Power Reduction Methods - Part1

As power becomes increasingly significant in the advanced technologies more power reduction design methods are explored. There are several different RTL and gate level design strategies for reducing power. Clock gating is one of them and the most popular one. Other such is dynamic voltage and frequency scaling, but this is not very popular as it is difficult to design and implement.

Here we will discuss many ways to reduce power consumption.

1) Supply Voltage Reduction - The most basic way to reduce power is to reduce power supply voltage. Supply voltage in this generation technology node has fallen down to <1V. Lowering the supply voltage reduces the power consumption but also lowers the speed of the device. In addition, the transistor threshold voltage must be lowered, causing more problems with noise immunity, crowbar currents and sub-threshold leakage.

The lower voltage swing makes it more difficult to interface the chip with external devices that require larger voltage swings.

2) Clock Gating - is a dynamic power reduction method in which clock signals are stopped for selected flops/latches in the design when stored logic values are not changing. The main challenges of clock gating are finding the best places to use it and creating the logic to shut off and turn on the clock at the proper times.

3) Multi-Vt Lib Cells - To implement the same logic function sometimes we get different threshold voltage cells available in the library. A low-Vt cell has higher speed, but higher sub-threshold leakage current. A high-Vt cell has low leakage current, but less speed. The synthesis tool can choose the appropriate type of cell to use based on the tradeoff between speed and power.

For example, use low vt cells in timing critical paths for speed and high vt cells everywhere else for lower leakage power.

*Explanation why low-vt cells have higher sub-threshold leakage: The reason for a growing importance of subthreshold conduction is that the supply voltage has continually scaled down, both to reduce the dynamic power consumption of integrated circuits and to keep electric fields inside small devices low, to maintain device reliability.

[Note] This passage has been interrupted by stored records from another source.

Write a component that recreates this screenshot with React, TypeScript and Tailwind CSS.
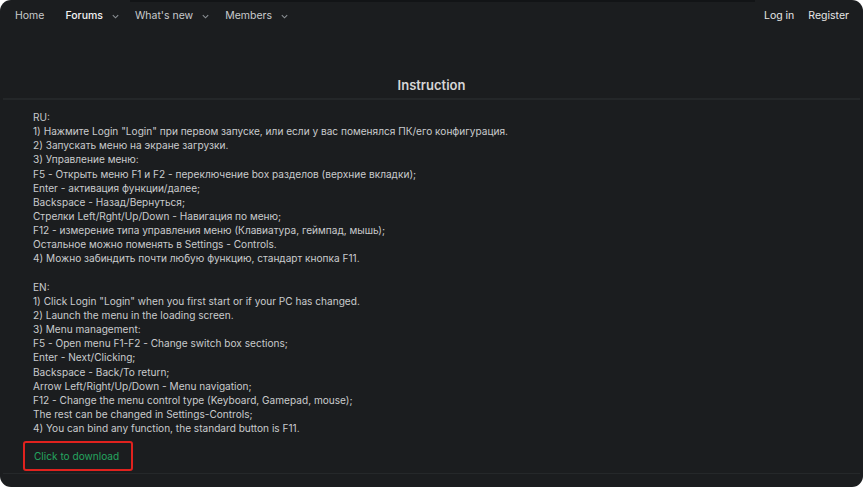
import * as React from 'react';

const NAV_LEFT = [
  { label: 'Home', active: false, menu: false },
  { label: 'Forums', active: true, menu: true },
  { label: "What's new", active: false, menu: true },
  { label: 'Members', active: false, menu: true },
];

const RU_LINES = [
  'RU:',
  '1) Нажмите Login "Login" при первом запуске, или если у вас поменялся ПК/его конфигурация.',
  '2) Запускать меню на экране загрузки.',
  '3) Управление меню:',
  'F5 - Открыть меню F1 и F2 - переключение box разделов (верхние вкладки);',
  'Enter - активация функции/далее;',
  'Backspace - Назад/Вернуться;',
  'Стрелки Left/Rght/Up/Down - Навигация по меню;',
  'F12 - измерение типа управления меню (Клавиатура, геймпад, мышь);',
  'Остальное можно поменять в Settings - Controls.',
  '4) Можно забиндить почти любую функцию, стандарт кнопка F11.',
];

const EN_LINES = [
  'EN:',
  '1) Click Login "Login" when you first start or if your PC has changed.',
  '2) Launch the menu in the loading screen.',
  '3) Menu management:',
  'F5 - Open menu F1-F2 - Change switch box sections;',
  'Enter - Next/Clicking;',
  'Backspace - Back/To return;',
  'Arrow Left/Right/Up/Down - Menu navigation;',
  'F12 - Change the menu control type (Keyboard, Gamepad, mouse);',
  'The rest can be changed in Settings-Controls;',
  '4) You can bind any function, the standard button is F11.',
];

function Chevron() {
  return (
    <svg width="9" height="9" viewBox="0 0 10 10" className="ml-[8px] mt-[1px]">
      <path d="M2 3.5 L5 6.5 L8 3.5" fill="none" stroke="#8a8f93" strokeWidth="1.2" />
    </svg>
  );
}

function TopNav() {
  return (
    <div className="flex items-center justify-between h-[28px] pl-[15px] pr-[14px] text-[10.5px]">
      <nav className="flex items-center">
        {NAV_LEFT.map((item, i) => (
          <span
            key={item.label}
            className={`flex items-center ${i === 0 ? '' : i === 1 ? 'ml-[21px]' : 'ml-[15px]'} ${
              item.active ? 'text-[#f2f2f2] font-medium' : 'text-[#c9cbcd]'
            }`}
          >
            {item.label}
            {item.menu && <Chevron />}
          </span>
        ))}
      </nav>
      <div className="flex items-center gap-[14px] text-[#e6e6e6]">
        <span>Log in</span>
        <span>Register</span>
      </div>
    </div>
  );
}

export default function App() {
  return (
    <div className="w-[863px] h-[487px] bg-white">
      <div
        className="w-full h-full bg-[#1b1d1f] rounded-[11px] overflow-hidden flex flex-col"
        style={{ fontFamily: 'Inter, "Noto Sans", sans-serif' }}
      >
        <div className="h-[2px] ml-[130px] mr-[108px] bg-[#121416]" />
        <TopNav />
        <h1 className="mt-[47px] text-center text-[13px] font-semibold text-[#d6d6d6] leading-[16px]">
          Instruction
        </h1>
        <div className="mx-[3px] mt-[5px] h-[2px] bg-[#242729]" />
        <div className="pl-[33px] pt-[10px] text-[10.1px] leading-[14.14px] text-[#c9cbcd]">
          {RU_LINES.map((line) => (
            <div key={line}>{line}</div>
          ))}
          <div className="h-[14.14px]" />
          {EN_LINES.map((line) => (
            <div key={line}>{line}</div>
          ))}
        </div>
        <div className="pl-[23px] mt-[6px]">
          <div className="flex items-center h-[30px] w-[110px] pl-[9px] border-2 border-[#e0221e] rounded-[3px]">
            <span className="whitespace-nowrap text-[10.1px] text-[#25a55f]">Click to download</span>
          </div>
        </div>
        <div className="mx-[3px] mt-[2px] h-[1px] bg-[#25282a]" />
      </div>
    </div>
  );
}
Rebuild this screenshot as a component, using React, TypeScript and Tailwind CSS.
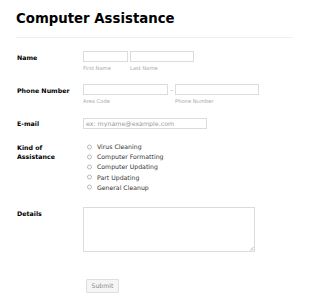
import React from "react";

const font = "font-['DejaVu_Sans',sans-serif]";

function Label({ children, pt = "pt-[1.5px]" }: { children: React.ReactNode; pt?: string }) {
  return (
    <div className={`w-[67px] shrink-0 pl-[1px] ${pt} text-[6.3px] leading-[9px] font-bold text-black`}>
      {children}
    </div>
  );
}

function Box({ w }: { w: string }) {
  return <div className={`${w} h-[11px] border border-[#dcdcdc] bg-white`} />;
}

function Sub({ children }: { children: React.ReactNode }) {
  return <div className="mt-[2.5px] text-[5.2px] leading-[7px] text-[#a8a8a8]">{children}</div>;
}

export default function App() {
  const options = ["Virus Cleaning", "Computer Formatting", "Computer Updating", "Part Updating", "General Cleanup"];
  return (
    <div className={`${font} w-[310px] h-[296px] bg-white pl-[16px] pr-[17px] overflow-hidden`}>
      <h1 className="pt-[11px] text-[13.3px] leading-[16px] font-bold text-black">Computer Assistance</h1>
      <div className="mt-[10px] h-[1px] bg-[#eeeeee]" />

      {/* Name */}
      <div className="mt-[13px] flex">
        <Label>Name</Label>
        <div className="flex gap-[2px]">
          <div>
            <Box w="w-[45px]" />
            <Sub>First Name</Sub>
          </div>
          <div>
            <Box w="w-[64px]" />
            <Sub>Last Name</Sub>
          </div>
        </div>
      </div>

      {/* Phone */}
      <div className="mt-[12.5px] flex">
        <Label>Phone Number</Label>
        <div className="flex">
          <div>
            <Box w="w-[85px]" />
            <Sub>Area Code</Sub>
          </div>
          <div className="w-[7px] h-[11px] flex items-center justify-center text-[6px] leading-[11px] text-[#888]">-</div>
          <div>
            <Box w="w-[84px]" />
            <Sub>Phone Number</Sub>
          </div>
        </div>
      </div>

      {/* Email */}
      <div className="mt-[13px] flex">
        <Label>E-mail</Label>
        <input
          className="w-[124px] h-[11px] border border-[#dcdcdc] bg-white px-[2px] text-[6.3px] leading-[9px] text-[#333] placeholder:text-[#9a9a9a] outline-none"
          placeholder="ex: myname@example.com"
        />
      </div>

      {/* Kind of Assistance */}
      <div className="mt-[13.5px] flex">
        <Label pt="pt-[1px]">
          Kind of
          <br />
          Assistance
        </Label>
        <div className="flex flex-col">
          {options.map((o) => (
            <div key={o} className="flex items-center h-[10.2px]">
              <span className="ml-[4px] mr-[5px] w-[5px] h-[5px] rounded-full border border-[#b8b8b8] bg-white -translate-y-[0.5px]" />
              <span className="text-[6.2px] leading-[10.2px] text-[#333]">{o}</span>
            </div>
          ))}
        </div>
      </div>

      {/* Details */}
      <div className="mt-[14px] flex">
        <Label pt="pt-[2px]">Details</Label>
        <div className="relative w-[172px] h-[45px]">
          <textarea className="block w-full h-full border border-[#dcdcdc] bg-white resize-none outline-none" />
          <svg className="absolute right-[1px] bottom-[1px]" width="5" height="5" viewBox="0 0 5 5">
            <path d="M4.5 1 L1 4.5 M4.5 3 L3 4.5" stroke="#a0a0a0" strokeWidth="0.7" />
          </svg>
        </div>
      </div>

      {/* Submit */}
      <div className="mt-[19px] pl-[70px]">
        <button className="w-[33px] h-[14px] border border-[#dedede] bg-[#f5f5f5] rounded-[1px] text-[6.2px] leading-[12px] text-[#8a8a8a]">
          Submit
        </button>
      </div>
    </div>
  );
}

Subthreshold conduction or subthreshold leakage or subthreshold drain current is the current between the source and drain of a MOSFET when the transistor is in subthreshold region, or weak-inversion region, that is, for gate-to-source voltages below the threshold voltage.

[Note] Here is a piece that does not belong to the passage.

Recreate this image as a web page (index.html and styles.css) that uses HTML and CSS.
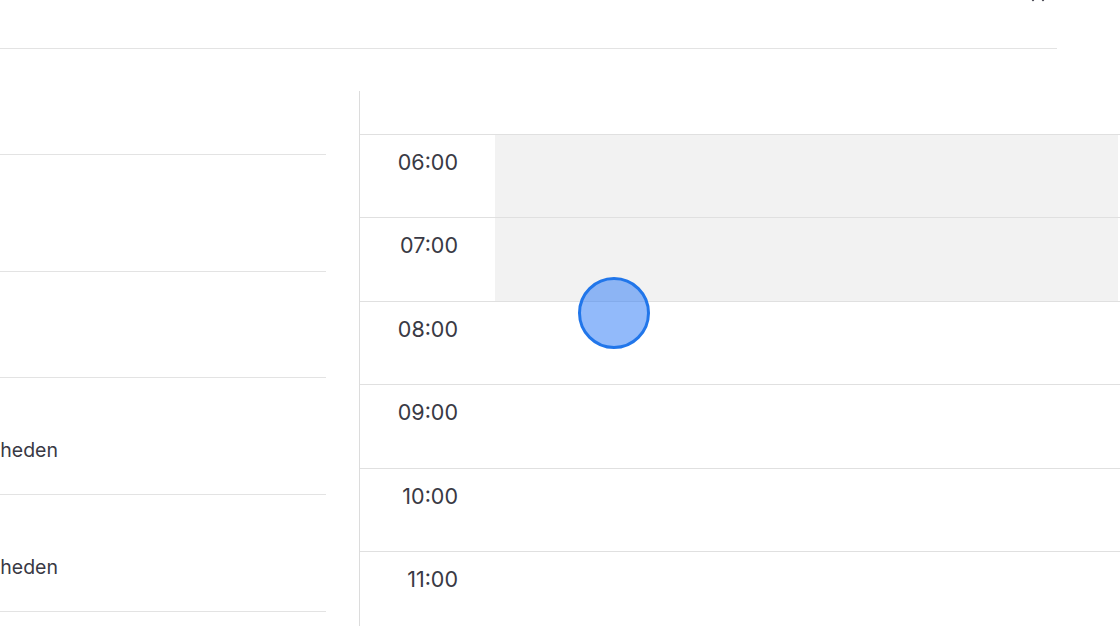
FILE: index.html
```html
<!DOCTYPE html>
<html lang="nl">
<head>
  <meta charset="UTF-8">
  <meta name="viewport" content="width=device-width, initial-scale=1.0">
  <title>Beschikbaarheid</title>
  <link rel="stylesheet" href="styles.css">
</head>
<body>
  <div class="topbar">
    <svg class="top-icon" viewBox="0 0 24 24">
      <path d="M4 6h16M7 6v15M17 6v15"/>
    </svg>
  </div>

  <div class="main">
    <div class="day-list">
      <div class="day-row"></div>
      <div class="day-row short"></div>
      <div class="day-row">
        <div class="day-note">Geen beschikbaarheden</div>
      </div>
      <div class="day-row">
        <div class="day-note">Geen beschikbaarheden</div>
      </div>
      <div class="day-row"></div>
    </div>

    <div class="calendar">
      <div class="cal-header"></div>
      <div class="hour">
        <div class="hour-label">06:00</div>
        <div class="hour-slot blocked"></div>
      </div>
      <div class="hour">
        <div class="hour-label">07:00</div>
        <div class="hour-slot blocked"></div>
      </div>
      <div class="hour">
        <div class="hour-label">08:00</div>
        <div class="hour-slot"></div>
      </div>
      <div class="hour">
        <div class="hour-label">09:00</div>
        <div class="hour-slot"></div>
      </div>
      <div class="hour">
        <div class="hour-label">10:00</div>
        <div class="hour-slot"></div>
      </div>
      <div class="hour">
        <div class="hour-label">11:00</div>
        <div class="hour-slot"></div>
      </div>

      <!-- touch indicator -->
      <div class="touch"></div>
    </div>
  </div>
</body>
</html>
```

FILE: styles.css
```css
body {
  font-family: 'Inter', 'Noto Sans', sans-serif;
  margin: 0;
  padding: 0;
  background: #fff;
  color: #393944;
  overflow: hidden;
  height: 626px;
}
.topbar {
  width: 1057px;
  height: 48px;
  border-bottom: 1px solid #e3e3e3;
  display: flex;
  justify-content: flex-end;
  align-items: flex-start;
}
.top-icon {
  width: 24px;
  height: 24px;
  margin-top: -21px;
  margin-right: 7px;
  fill: none;
  stroke: #55555f;
  stroke-width: 2.4;
  stroke-linecap: round;
}
.main {
  display: flex;
  align-items: flex-start;
}
.day-list {
  width: 326px;
  margin-right: 33px;
  padding-top: 105px;
}
.day-row {
  box-sizing: border-box;
  height: 117px;
  border-top: 1px solid #e3e3e3;
  padding-top: 59px;
}
.day-row.short {
  height: 106px;
}
.day-note {
  width: 298px;
  margin-left: -240px;
  text-align: right;
  font-size: 19.5px;
  line-height: 26px;
  white-space: nowrap;
}
.calendar {
  flex: 1;
  margin-top: 42px;
  border-left: 1px solid #dcdcdc;
  position: relative;
  height: 535px;
}
.cal-header {
  height: 43px;
  border-bottom: 1px solid #e0e0e0;
}
.hour {
  display: flex;
  box-sizing: border-box;
  height: 83.4px;
  border-bottom: 1px solid #e0e0e0;
}
.hour-label {
  width: 135px;
  box-sizing: border-box;
  padding: 14px 37px 0 0;
  text-align: right;
  font-size: 21.5px;
  line-height: 26px;
}
.hour-slot {
  flex: 1;
  margin-right: 2px;
}
.hour-slot.blocked {
  background: #f2f2f2;
}
.touch {
  position: absolute;
  left: 218px;
  top: 186px;
  width: 66px;
  height: 66px;
  border: 3px solid #2176ea;
  border-radius: 50%;
  background: rgba(37, 117, 245, 0.5);
}
```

The amount of subthreshold conduction is set by the threshold voltage, which sits between ground and the supply voltage, and so has to be reduced along with the supply voltage. That reduction means less gate voltage swing below threshold to turn the device off, and as subthreshold conduction varies exponentially with gate voltage. So, low-vt cells have higher sub-threshold leakage than high-vt cells*.

4) Multi Voltage Design - - Different parts of the chip can have different voltage domains. Having multiple power domains on the same chip introduces some complexities and costs.

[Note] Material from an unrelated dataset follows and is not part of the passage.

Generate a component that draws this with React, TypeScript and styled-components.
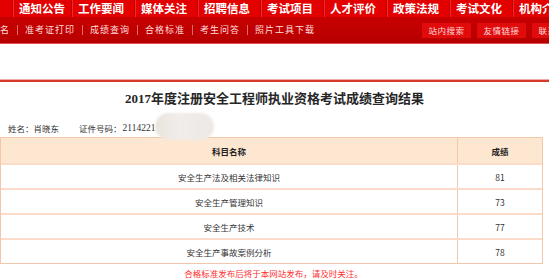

Level Shifter - Where a logic signal leaves one power domain and enters another, if the voltages are significantly different, a level-shifter cell is necessary to generate a signal with the proper voltage swing. A level shifter cell itself requires two power supplies that match the input and output supply voltages.

Need to write whether we need level shifer from both low to high and high to low voltage domains or only one

Power Switching - Power switching is a power-saving technique in which portions of the chip are shut down completely during periods of inactivity. Power switching has the potential to reduce overall power consumption substantially because it lowers leakage power as well as switching power. It also introduces some additional challenges, including the need for a power controller, a power-switching network, isolation cells, and retention registers.

A power controller is a logic block that determines when to power down and power up a specific block. There is a certain amount of time and power cost for powering down and powering up a block, so the controller should determine the appropriate power-down times with a high degree of certainty.

Elaborated details on this power saving technique in another post.

Dynamic Voltage and Frequency Scaling - The changing of supply voltage and operating frequency during operation to meet workload requirements is called dynamic voltage and frequency scaling.

Dynamic voltage scaling requires a multilevel power supply and a logic block to determine the best voltage level to use for a given task. Design, implementation, verification, and testing of the device can be especially challenging because of the ranges and combinations of voltage levels and operating frequencies that must be analyzed and accommodated.